_RECORDED INFORMATION:_
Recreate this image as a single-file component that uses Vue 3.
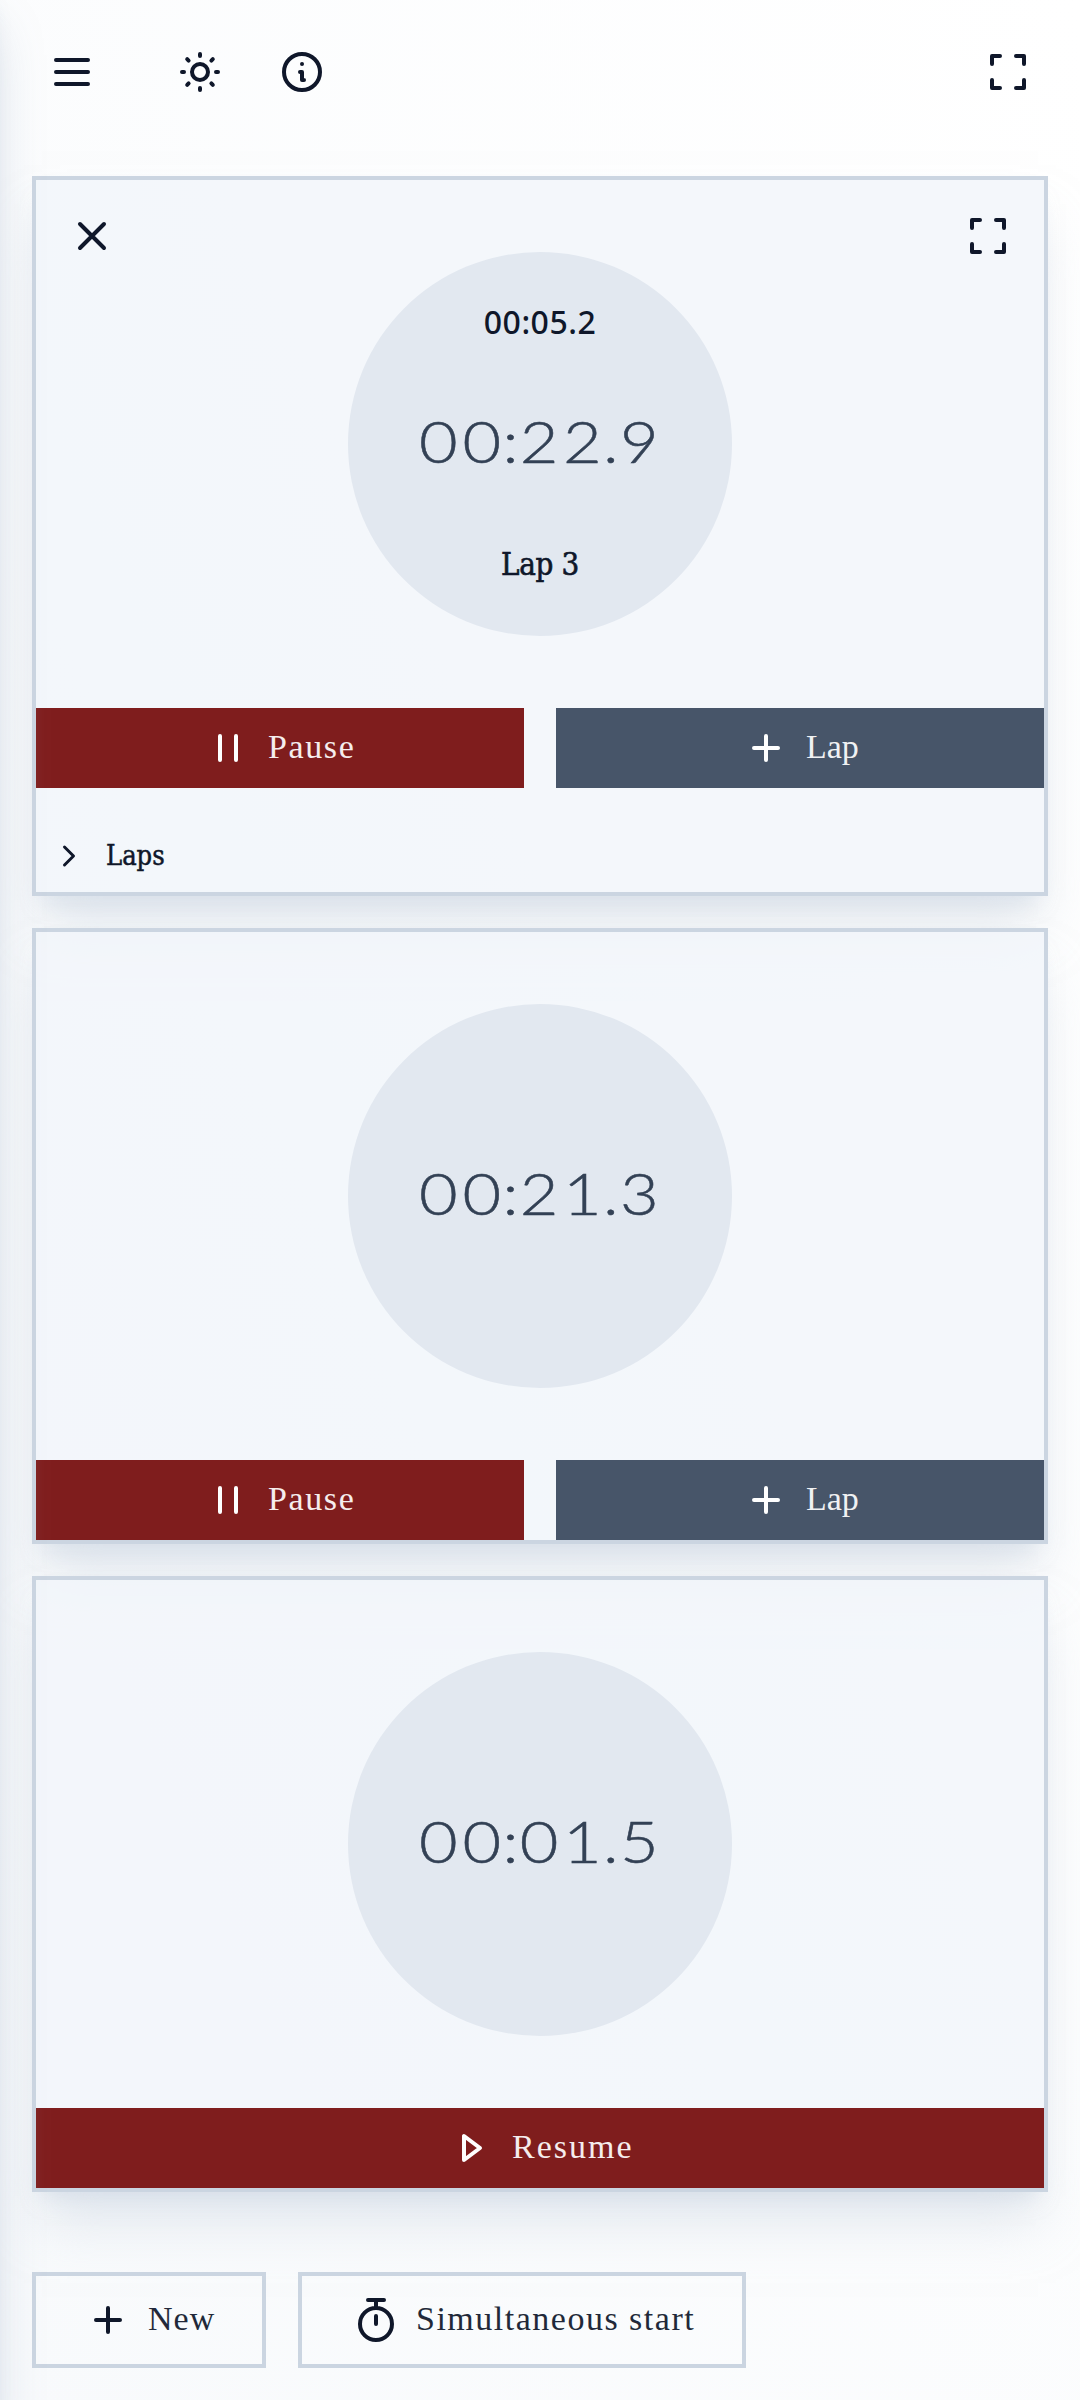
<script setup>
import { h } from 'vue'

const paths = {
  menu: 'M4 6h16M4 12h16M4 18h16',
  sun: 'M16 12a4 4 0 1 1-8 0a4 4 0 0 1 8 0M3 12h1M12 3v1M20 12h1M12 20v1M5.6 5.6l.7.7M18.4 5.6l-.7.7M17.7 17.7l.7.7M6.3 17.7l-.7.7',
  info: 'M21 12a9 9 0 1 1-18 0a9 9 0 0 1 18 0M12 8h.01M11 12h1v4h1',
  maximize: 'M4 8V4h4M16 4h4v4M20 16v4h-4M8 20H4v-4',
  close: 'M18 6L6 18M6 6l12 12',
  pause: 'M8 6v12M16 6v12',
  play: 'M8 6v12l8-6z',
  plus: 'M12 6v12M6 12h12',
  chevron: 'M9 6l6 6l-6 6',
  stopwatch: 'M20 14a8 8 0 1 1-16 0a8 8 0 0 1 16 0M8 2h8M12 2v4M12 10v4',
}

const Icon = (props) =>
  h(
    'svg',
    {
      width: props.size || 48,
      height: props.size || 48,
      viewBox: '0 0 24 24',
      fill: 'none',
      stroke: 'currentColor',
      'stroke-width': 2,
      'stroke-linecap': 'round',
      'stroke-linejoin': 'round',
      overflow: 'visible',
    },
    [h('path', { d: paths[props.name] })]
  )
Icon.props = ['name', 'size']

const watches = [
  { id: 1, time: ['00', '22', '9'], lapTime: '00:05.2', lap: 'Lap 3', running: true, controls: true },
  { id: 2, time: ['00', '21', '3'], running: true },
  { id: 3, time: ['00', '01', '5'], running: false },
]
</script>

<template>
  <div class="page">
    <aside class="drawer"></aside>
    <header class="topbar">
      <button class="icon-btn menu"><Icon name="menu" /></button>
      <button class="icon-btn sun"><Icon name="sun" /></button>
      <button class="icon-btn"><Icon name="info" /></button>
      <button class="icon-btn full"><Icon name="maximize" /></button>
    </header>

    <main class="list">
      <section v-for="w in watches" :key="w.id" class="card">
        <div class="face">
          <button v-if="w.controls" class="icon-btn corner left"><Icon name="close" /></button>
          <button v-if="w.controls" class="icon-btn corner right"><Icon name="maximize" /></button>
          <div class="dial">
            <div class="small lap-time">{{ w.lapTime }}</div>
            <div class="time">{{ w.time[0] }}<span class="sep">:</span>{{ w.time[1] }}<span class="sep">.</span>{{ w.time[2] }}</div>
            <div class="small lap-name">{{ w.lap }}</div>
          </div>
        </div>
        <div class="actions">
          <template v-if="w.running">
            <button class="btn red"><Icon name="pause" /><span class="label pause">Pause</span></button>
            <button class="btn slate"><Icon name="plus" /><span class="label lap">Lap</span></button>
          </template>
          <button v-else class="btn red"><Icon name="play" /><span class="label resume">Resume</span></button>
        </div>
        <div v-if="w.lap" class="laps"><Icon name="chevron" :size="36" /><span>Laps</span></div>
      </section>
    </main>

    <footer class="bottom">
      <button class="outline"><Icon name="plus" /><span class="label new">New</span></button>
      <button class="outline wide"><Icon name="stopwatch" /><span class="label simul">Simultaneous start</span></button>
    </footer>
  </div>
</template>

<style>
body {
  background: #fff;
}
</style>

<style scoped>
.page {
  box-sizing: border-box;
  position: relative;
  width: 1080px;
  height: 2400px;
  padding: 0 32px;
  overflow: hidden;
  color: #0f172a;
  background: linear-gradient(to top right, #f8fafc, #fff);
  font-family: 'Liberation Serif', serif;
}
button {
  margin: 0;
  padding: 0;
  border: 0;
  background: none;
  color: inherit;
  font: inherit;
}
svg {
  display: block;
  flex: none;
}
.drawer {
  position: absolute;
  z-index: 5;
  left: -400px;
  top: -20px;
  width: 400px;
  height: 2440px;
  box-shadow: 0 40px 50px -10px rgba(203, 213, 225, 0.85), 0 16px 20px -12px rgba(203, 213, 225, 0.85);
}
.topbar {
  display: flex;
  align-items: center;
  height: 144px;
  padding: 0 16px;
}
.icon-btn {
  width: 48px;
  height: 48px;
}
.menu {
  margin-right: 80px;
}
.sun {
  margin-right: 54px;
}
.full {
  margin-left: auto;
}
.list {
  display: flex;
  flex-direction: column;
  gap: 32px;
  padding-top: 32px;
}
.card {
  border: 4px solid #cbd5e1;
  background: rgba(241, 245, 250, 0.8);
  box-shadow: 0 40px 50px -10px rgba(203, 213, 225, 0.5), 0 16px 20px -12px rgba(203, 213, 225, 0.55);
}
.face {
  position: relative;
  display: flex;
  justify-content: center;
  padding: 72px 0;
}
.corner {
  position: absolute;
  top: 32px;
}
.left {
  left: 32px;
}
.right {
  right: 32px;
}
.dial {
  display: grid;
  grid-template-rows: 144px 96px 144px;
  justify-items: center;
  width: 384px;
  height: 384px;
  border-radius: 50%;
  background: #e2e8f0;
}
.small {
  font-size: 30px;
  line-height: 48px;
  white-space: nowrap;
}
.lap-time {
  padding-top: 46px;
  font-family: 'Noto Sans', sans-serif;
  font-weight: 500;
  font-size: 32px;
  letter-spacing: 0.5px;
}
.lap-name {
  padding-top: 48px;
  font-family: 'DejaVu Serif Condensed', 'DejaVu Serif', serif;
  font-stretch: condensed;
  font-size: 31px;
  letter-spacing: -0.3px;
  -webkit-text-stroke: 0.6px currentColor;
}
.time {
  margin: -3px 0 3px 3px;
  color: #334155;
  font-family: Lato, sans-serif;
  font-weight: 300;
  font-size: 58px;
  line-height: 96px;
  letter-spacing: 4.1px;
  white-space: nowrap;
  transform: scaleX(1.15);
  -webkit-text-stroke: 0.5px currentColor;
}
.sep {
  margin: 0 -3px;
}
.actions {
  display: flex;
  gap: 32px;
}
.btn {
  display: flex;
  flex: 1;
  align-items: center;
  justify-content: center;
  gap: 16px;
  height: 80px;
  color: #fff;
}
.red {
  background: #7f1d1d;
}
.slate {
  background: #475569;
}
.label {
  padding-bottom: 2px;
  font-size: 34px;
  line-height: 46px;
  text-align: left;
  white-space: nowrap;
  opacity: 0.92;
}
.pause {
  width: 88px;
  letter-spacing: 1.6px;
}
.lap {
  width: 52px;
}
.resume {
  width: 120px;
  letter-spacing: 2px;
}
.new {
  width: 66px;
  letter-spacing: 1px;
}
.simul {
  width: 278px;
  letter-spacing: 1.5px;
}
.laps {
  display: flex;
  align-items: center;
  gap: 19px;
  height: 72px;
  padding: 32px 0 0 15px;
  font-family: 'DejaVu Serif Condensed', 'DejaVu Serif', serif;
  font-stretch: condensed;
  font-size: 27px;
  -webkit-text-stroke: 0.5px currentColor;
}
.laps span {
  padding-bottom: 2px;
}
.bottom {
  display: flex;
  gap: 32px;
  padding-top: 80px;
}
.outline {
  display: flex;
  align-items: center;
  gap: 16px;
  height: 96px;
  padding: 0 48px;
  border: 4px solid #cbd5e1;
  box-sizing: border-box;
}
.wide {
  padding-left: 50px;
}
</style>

_EXERCISE DETAILS:_ Take the listing above and print it exactly, apart from the pictures.

_SOLUTION TO THIS PROBLEM:_
Recreate this image as a single-file component that uses Vue 3.
<script setup>
import { h } from 'vue'

const paths = {
  menu: 'M4 6h16M4 12h16M4 18h16',
  sun: 'M16 12a4 4 0 1 1-8 0a4 4 0 0 1 8 0M3 12h1M12 3v1M20 12h1M12 20v1M5.6 5.6l.7.7M18.4 5.6l-.7.7M17.7 17.7l.7.7M6.3 17.7l-.7.7',
  info: 'M21 12a9 9 0 1 1-18 0a9 9 0 0 1 18 0M12 8h.01M11 12h1v4h1',
  maximize: 'M4 8V4h4M16 4h4v4M20 16v4h-4M8 20H4v-4',
  close: 'M18 6L6 18M6 6l12 12',
  pause: 'M8 6v12M16 6v12',
  play: 'M8 6v12l8-6z',
  plus: 'M12 6v12M6 12h12',
  chevron: 'M9 6l6 6l-6 6',
  stopwatch: 'M20 14a8 8 0 1 1-16 0a8 8 0 0 1 16 0M8 2h8M12 2v4M12 10v4',
}

const Icon = (props) =>
  h(
    'svg',
    {
      width: props.size || 48,
      height: props.size || 48,
      viewBox: '0 0 24 24',
      fill: 'none',
      stroke: 'currentColor',
      'stroke-width': 2,
      'stroke-linecap': 'round',
      'stroke-linejoin': 'round',
      overflow: 'visible',
    },
    [h('path', { d: paths[props.name] })]
  )
Icon.props = ['name', 'size']

const watches = [
  { id: 1, time: ['00', '22', '9'], lapTime: '00:05.2', lap: 'Lap 3', running: true, controls: true },
  { id: 2, time: ['00', '21', '3'], running: true },
  { id: 3, time: ['00', '01', '5'], running: false },
]
</script>

<template>
  <div class="page">
    <aside class="drawer"></aside>
    <header class="topbar">
      <button class="icon-btn menu"><Icon name="menu" /></button>
      <button class="icon-btn sun"><Icon name="sun" /></button>
      <button class="icon-btn"><Icon name="info" /></button>
      <button class="icon-btn full"><Icon name="maximize" /></button>
    </header>

    <main class="list">
      <section v-for="w in watches" :key="w.id" class="card">
        <div class="face">
          <button v-if="w.controls" class="icon-btn corner left"><Icon name="close" /></button>
          <button v-if="w.controls" class="icon-btn corner right"><Icon name="maximize" /></button>
          <div class="dial">
            <div class="small lap-time">{{ w.lapTime }}</div>
            <div class="time">{{ w.time[0] }}<span class="sep">:</span>{{ w.time[1] }}<span class="sep">.</span>{{ w.time[2] }}</div>
            <div class="small lap-name">{{ w.lap }}</div>
          </div>
        </div>
        <div class="actions">
          <template v-if="w.running">
            <button class="btn red"><Icon name="pause" /><span class="label pause">Pause</span></button>
            <button class="btn slate"><Icon name="plus" /><span class="label lap">Lap</span></button>
          </template>
          <button v-else class="btn red"><Icon name="play" /><span class="label resume">Resume</span></button>
        </div>
        <div v-if="w.lap" class="laps"><Icon name="chevron" :size="36" /><span>Laps</span></div>
      </section>
    </main>

    <footer class="bottom">
      <button class="outline"><Icon name="plus" /><span class="label new">New</span></button>
      <button class="outline wide"><Icon name="stopwatch" /><span class="label simul">Simultaneous start</span></button>
    </footer>
  </div>
</template>

<style>
body {
  background: #fff;
}
</style>

<style scoped>
.page {
  box-sizing: border-box;
  position: relative;
  width: 1080px;
  height: 2400px;
  padding: 0 32px;
  overflow: hidden;
  color: #0f172a;
  background: linear-gradient(to top right, #f8fafc, #fff);
  font-family: 'Liberation Serif', serif;
}
button {
  margin: 0;
  padding: 0;
  border: 0;
  background: none;
  color: inherit;
  font: inherit;
}
svg {
  display: block;
  flex: none;
}
.drawer {
  position: absolute;
  z-index: 5;
  left: -400px;
  top: -20px;
  width: 400px;
  height: 2440px;
  box-shadow: 0 40px 50px -10px rgba(203, 213, 225, 0.85), 0 16px 20px -12px rgba(203, 213, 225, 0.85);
}
.topbar {
  display: flex;
  align-items: center;
  height: 144px;
  padding: 0 16px;
}
.icon-btn {
  width: 48px;
  height: 48px;
}
.menu {
  margin-right: 80px;
}
.sun {
  margin-right: 54px;
}
.full {
  margin-left: auto;
}
.list {
  display: flex;
  flex-direction: column;
  gap: 32px;
  padding-top: 32px;
}
.card {
  border: 4px solid #cbd5e1;
  background: rgba(241, 245, 250, 0.8);
  box-shadow: 0 40px 50px -10px rgba(203, 213, 225, 0.5), 0 16px 20px -12px rgba(203, 213, 225, 0.55);
}
.face {
  position: relative;
  display: flex;
  justify-content: center;
  padding: 72px 0;
}
.corner {
  position: absolute;
  top: 32px;
}
.left {
  left: 32px;
}
.right {
  right: 32px;
}
.dial {
  display: grid;
  grid-template-rows: 144px 96px 144px;
  justify-items: center;
  width: 384px;
  height: 384px;
  border-radius: 50%;
  background: #e2e8f0;
}
.small {
  font-size: 30px;
  line-height: 48px;
  white-space: nowrap;
}
.lap-time {
  padding-top: 46px;
  font-family: 'Noto Sans', sans-serif;
  font-weight: 500;
  font-size: 32px;
  letter-spacing: 0.5px;
}
.lap-name {
  padding-top: 48px;
  font-family: 'DejaVu Serif Condensed', 'DejaVu Serif', serif;
  font-stretch: condensed;
  font-size: 31px;
  letter-spacing: -0.3px;
  -webkit-text-stroke: 0.6px currentColor;
}
.time {
  margin: -3px 0 3px 3px;
  color: #334155;
  font-family: Lato, sans-serif;
  font-weight: 300;
  font-size: 58px;
  line-height: 96px;
  letter-spacing: 4.1px;
  white-space: nowrap;
  transform: scaleX(1.15);
  -webkit-text-stroke: 0.5px currentColor;
}
.sep {
  margin: 0 -3px;
}
.actions {
  display: flex;
  gap: 32px;
}
.btn {
  display: flex;
  flex: 1;
  align-items: center;
  justify-content: center;
  gap: 16px;
  height: 80px;
  color: #fff;
}
.red {
  background: #7f1d1d;
}
.slate {
  background: #475569;
}
.label {
  padding-bottom: 2px;
  font-size: 34px;
  line-height: 46px;
  text-align: left;
  white-space: nowrap;
  opacity: 0.92;
}
.pause {
  width: 88px;
  letter-spacing: 1.6px;
}
.lap {
  width: 52px;
}
.resume {
  width: 120px;
  letter-spacing: 2px;
}
.new {
  width: 66px;
  letter-spacing: 1px;
}
.simul {
  width: 278px;
  letter-spacing: 1.5px;
}
.laps {
  display: flex;
  align-items: center;
  gap: 19px;
  height: 72px;
  padding: 32px 0 0 15px;
  font-family: 'DejaVu Serif Condensed', 'DejaVu Serif', serif;
  font-stretch: condensed;
  font-size: 27px;
  -webkit-text-stroke: 0.5px currentColor;
}
.laps span {
  padding-bottom: 2px;
}
.bottom {
  display: flex;
  gap: 32px;
  padding-top: 80px;
}
.outline {
  display: flex;
  align-items: center;
  gap: 16px;
  height: 96px;
  padding: 0 48px;
  border: 4px solid #cbd5e1;
  box-sizing: border-box;
}
.wide {
  padding-left: 50px;
}
</style>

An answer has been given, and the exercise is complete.